In December 1991, 11,406 bikes were counted on the Narrows on weekends. In December 1992, it was down to 4526. By December 1993, it was 6507 and by December 1994 it was 6863.
This is down from a mean daily count of 1267 in December 1991 to a mean of 762 in December 1994… a reduction of approximately 40%.
In December 1991, 35,122 cyclists were counted on the Narrows on all days. In December 1992, it was down to 20,581. By December 1993, it was 29,506 and in December 1994 it was 27,216.
This is down from a mean daily count of 1132 in December 1991 to a mean of 877 in December 1994… a reduction of approximately 23%.
Cyclist survey figures before 1990 are scarce. However, these are the known statistics from random surveys:
* In a 12 hour survey in May 1976, 59 cyclists were counted on the Narrows and 100 cyclists were counted on the Causeway.
* In June 1979, 127 cyclists were counted on the Narrows over a 12 hour weekday period.
Note: It was illegal to ride a bike across the Narrows until the introduction of dual-use path legislation in 1981. Note also that cycle pathways adjoining the Narrows were completed in the 1980s and bike hire facilities are situated nearby. Both these latter issues may influence cyclist numbers on the Narrows.
* 1047 cyclists were counted on the Narrows during a 12 hour weekend survey in November 1984.
* 1763 cyclists were counted on the Narrows during a 12 hour weekend survey in August 1989.

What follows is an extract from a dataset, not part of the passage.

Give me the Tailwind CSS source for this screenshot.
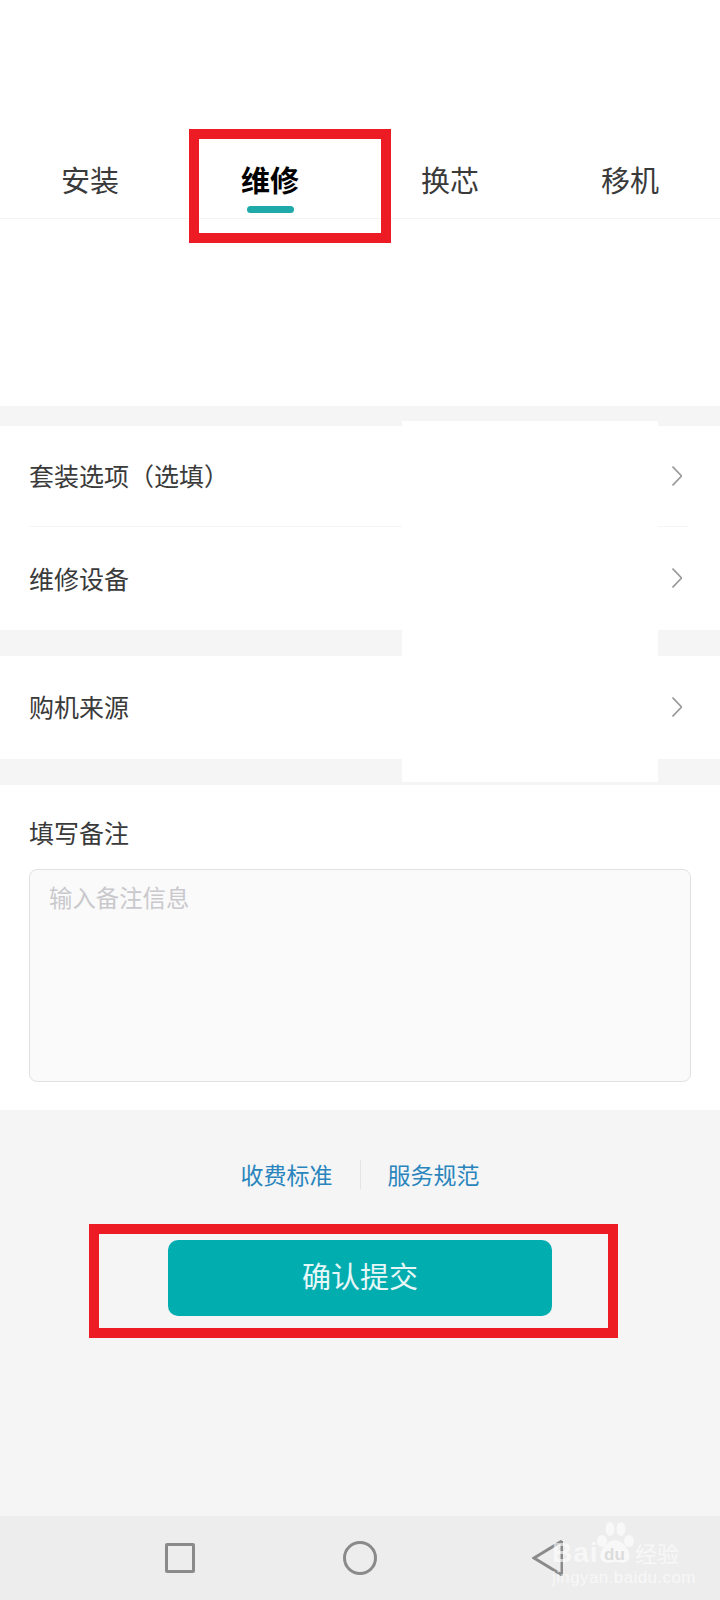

* There were 839 cyclists on the Narrows during a 12 hour survey in September 1989.
* 1700 cyclists were recorded on the Narrows in a 12 hour period on a Sunday in September 1989.
* A maximum peak hour flow of 288 bikes per hour was recorded over the Narrows Bridge on Sunday 3.9.89 between 3pm and 4pm.
* Government departments calculate weekend cycling numbers on the Narrows grew by an average 11.4% per year between 1983 and 1989.